Galip olan takım taraftarlarının da karşı tarafı kışkırtmaması ve sonucu olgun, seviyeli bir şekilde kutlaması gerekir.
Bu olgunluğa ulaşabilmek için tüm Türkiye’de taraftarların iyi bir eğitimden geçirilmesi şarttır.
Selçuklu Başkenti ve Mevlâna diyarı güzel Konya’mızın taraftar gruplarının da iyi ve sürekli bir eğitime tabi tutulması ve örnek bir taraftar grubu haline getirilmesi vazgeçilmez gerekliliktir.
Bundan böyle hâlâ taşkınlıklara, aşırılıklara, saldırılara ve fanatizme devam eden edenler olursa onların da ayıklanması gerekir.

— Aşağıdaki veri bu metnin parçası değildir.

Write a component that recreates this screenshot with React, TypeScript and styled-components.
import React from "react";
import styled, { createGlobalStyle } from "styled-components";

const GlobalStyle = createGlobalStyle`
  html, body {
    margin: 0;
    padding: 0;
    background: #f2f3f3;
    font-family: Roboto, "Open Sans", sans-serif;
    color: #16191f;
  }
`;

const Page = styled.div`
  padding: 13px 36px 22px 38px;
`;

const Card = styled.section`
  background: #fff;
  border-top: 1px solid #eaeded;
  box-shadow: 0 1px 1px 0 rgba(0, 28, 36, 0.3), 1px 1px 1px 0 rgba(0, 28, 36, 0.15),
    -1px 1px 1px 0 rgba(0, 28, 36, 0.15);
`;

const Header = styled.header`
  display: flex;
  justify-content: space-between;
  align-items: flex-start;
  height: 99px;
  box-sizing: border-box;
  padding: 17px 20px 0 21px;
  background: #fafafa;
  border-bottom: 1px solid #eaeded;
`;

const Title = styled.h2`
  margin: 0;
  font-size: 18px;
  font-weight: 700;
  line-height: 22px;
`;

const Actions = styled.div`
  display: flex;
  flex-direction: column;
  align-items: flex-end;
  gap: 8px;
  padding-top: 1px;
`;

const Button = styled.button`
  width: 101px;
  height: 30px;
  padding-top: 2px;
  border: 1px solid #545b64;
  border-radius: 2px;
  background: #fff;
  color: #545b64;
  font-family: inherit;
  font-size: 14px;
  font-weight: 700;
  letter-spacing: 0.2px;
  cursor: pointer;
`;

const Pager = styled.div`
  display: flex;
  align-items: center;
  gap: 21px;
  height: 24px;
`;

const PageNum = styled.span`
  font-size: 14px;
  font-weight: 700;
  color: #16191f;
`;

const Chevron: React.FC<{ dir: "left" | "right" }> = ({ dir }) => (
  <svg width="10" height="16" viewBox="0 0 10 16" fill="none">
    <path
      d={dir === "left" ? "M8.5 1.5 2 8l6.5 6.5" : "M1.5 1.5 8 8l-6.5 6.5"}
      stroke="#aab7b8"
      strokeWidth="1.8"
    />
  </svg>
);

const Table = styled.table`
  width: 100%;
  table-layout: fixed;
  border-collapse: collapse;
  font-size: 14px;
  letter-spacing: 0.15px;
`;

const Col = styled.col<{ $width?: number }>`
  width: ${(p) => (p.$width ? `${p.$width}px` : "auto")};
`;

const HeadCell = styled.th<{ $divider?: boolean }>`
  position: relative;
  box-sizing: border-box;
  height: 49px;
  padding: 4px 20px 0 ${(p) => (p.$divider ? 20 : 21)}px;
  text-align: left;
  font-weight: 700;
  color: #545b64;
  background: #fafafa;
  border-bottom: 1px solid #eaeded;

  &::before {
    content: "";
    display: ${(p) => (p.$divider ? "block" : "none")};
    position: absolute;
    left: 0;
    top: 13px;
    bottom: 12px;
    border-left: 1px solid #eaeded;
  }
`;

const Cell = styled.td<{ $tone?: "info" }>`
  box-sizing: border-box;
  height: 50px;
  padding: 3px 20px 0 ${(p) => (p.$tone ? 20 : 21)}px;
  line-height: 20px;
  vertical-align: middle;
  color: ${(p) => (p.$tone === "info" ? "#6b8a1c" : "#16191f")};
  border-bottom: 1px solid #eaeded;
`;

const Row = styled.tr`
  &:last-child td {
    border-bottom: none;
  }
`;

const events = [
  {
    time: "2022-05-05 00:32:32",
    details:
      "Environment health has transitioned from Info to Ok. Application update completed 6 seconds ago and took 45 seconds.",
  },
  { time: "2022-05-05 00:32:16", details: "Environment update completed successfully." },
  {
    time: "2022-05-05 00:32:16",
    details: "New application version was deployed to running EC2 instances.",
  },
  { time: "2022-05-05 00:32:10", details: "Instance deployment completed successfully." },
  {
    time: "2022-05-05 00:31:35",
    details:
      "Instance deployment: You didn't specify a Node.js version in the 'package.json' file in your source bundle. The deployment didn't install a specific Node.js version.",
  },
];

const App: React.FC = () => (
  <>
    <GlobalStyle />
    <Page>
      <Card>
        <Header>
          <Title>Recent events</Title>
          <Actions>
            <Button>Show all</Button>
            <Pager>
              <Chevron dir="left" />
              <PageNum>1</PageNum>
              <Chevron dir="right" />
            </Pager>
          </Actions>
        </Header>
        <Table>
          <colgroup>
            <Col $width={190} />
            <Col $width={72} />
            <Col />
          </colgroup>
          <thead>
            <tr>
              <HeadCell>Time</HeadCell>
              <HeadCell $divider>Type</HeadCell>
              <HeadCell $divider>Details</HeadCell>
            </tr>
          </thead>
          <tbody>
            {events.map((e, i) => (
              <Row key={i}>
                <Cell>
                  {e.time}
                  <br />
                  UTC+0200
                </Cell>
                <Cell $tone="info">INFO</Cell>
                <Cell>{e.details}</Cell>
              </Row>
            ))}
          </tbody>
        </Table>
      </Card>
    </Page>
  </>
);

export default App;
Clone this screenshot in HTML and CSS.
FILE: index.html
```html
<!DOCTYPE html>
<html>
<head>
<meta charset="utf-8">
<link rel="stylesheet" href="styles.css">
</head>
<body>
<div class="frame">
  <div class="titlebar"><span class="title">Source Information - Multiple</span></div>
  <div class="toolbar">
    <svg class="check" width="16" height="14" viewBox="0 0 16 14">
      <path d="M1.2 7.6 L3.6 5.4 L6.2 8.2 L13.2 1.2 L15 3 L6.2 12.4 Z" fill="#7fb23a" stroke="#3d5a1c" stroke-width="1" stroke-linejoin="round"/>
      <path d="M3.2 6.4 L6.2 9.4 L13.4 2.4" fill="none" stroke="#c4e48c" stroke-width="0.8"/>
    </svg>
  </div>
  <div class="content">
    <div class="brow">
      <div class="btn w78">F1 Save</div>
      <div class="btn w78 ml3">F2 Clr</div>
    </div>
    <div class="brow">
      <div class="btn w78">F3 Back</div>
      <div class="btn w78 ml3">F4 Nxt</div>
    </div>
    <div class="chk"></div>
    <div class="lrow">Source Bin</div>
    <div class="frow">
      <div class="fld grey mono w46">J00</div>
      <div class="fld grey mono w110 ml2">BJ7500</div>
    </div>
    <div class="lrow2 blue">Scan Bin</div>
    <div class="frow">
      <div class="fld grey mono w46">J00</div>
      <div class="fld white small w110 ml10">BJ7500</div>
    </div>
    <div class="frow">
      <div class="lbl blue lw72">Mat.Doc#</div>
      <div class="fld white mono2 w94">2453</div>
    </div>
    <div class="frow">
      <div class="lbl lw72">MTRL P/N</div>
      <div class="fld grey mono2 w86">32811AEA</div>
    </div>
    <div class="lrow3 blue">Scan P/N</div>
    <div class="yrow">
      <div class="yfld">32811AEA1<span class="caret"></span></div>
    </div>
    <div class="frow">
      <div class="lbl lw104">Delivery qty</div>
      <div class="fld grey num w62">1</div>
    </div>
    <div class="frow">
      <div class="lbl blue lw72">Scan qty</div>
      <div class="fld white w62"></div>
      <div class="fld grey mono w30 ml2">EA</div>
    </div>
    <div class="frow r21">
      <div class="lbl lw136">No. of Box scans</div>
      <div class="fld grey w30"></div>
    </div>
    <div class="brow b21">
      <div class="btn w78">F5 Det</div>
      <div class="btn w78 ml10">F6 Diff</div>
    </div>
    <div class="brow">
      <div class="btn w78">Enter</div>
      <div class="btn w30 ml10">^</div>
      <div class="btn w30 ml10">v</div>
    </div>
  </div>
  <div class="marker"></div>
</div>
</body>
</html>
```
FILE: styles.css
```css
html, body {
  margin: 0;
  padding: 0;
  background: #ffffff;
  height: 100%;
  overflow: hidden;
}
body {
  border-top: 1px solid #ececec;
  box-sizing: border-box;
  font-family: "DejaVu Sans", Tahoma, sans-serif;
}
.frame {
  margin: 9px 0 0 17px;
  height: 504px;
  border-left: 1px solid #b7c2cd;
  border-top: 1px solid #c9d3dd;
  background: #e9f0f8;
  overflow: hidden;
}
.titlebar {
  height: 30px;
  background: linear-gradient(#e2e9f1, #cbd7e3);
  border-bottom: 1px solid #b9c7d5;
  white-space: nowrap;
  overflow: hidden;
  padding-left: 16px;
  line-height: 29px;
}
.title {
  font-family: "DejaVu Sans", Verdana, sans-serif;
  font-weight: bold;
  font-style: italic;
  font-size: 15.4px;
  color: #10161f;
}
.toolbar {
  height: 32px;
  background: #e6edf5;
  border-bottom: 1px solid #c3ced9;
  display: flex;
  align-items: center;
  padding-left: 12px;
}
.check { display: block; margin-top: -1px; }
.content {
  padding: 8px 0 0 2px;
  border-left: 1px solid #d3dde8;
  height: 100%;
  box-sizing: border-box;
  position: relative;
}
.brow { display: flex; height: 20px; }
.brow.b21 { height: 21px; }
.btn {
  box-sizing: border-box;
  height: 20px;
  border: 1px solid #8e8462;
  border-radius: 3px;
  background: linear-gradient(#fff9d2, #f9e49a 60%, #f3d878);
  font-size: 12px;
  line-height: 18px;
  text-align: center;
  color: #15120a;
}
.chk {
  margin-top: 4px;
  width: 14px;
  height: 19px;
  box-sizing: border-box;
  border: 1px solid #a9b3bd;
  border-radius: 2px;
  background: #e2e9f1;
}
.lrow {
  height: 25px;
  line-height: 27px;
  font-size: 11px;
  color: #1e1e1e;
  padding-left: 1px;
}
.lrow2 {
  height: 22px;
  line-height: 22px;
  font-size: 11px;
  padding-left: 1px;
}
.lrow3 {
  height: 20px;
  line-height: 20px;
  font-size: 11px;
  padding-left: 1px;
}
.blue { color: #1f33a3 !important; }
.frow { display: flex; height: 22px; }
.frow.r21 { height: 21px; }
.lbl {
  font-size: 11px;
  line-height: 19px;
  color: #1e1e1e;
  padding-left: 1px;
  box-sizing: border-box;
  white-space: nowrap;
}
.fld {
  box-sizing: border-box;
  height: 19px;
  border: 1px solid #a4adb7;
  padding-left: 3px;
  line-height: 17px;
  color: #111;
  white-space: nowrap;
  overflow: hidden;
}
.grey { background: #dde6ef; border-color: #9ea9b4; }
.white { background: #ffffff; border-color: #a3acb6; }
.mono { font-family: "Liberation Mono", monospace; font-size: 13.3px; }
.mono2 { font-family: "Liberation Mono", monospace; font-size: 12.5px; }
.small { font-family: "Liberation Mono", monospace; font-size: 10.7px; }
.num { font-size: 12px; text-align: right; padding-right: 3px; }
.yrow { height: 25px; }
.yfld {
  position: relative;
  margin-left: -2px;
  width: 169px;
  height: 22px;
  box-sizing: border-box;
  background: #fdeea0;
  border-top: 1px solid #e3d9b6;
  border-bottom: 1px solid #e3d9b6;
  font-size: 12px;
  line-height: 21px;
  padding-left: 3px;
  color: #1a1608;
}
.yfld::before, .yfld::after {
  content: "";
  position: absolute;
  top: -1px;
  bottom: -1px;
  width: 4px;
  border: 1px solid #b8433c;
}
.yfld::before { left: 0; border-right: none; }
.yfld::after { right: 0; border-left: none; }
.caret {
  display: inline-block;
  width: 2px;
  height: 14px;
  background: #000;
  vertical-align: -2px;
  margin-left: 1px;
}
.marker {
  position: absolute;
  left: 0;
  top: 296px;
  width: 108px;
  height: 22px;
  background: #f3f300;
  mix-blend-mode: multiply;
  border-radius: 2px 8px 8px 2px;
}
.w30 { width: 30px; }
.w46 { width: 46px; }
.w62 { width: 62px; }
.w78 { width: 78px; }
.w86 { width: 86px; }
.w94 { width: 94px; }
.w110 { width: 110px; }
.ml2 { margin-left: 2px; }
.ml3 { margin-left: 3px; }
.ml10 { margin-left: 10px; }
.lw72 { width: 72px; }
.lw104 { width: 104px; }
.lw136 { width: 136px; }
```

Hiç kimsenin güzel Konya’mızın adını lekelemeye hakkı yoktur.
Şunu da belirtmek gerekiyor ki, bir grubun yaptığı olumsuz davranışları bahane ederek bazı kimselerde alışkanlık haline gelen Konya düşmanlığının körüklenmesi ve Konya’nın lekelenme uğraşı da asla tasvip edilemez.
Böylelerini de şiddetle tel’in ediyorum.
Her şeye rağmen Konyaspor’umuzun başarısı küçümsenemez, göz ardı edilemez.
Hem de Süper Kupa başarısı öyle defansa kapanarak, sıkı bir defans oyunu ile falan değil, ofansif bir oyun tarzı ile geldi. Yani Konyaspor, güçlü rakibi Beşiktaş’ı eze eze mağlup etti.
Tebrikler Konyaspor… Tebrikler Konyaspor’un cefakâr futbolcuları….Tebrikler Konyaspor'un iyi niyetli, vefakâr taraftarı... Tebrikler Mustafa Reşit hoca ve teknik heyet… Tebrikler yönetim…
Artık hedef lig şampiyonluğu olmalı… Sağlıklı ve mutlu yarınlar efendim.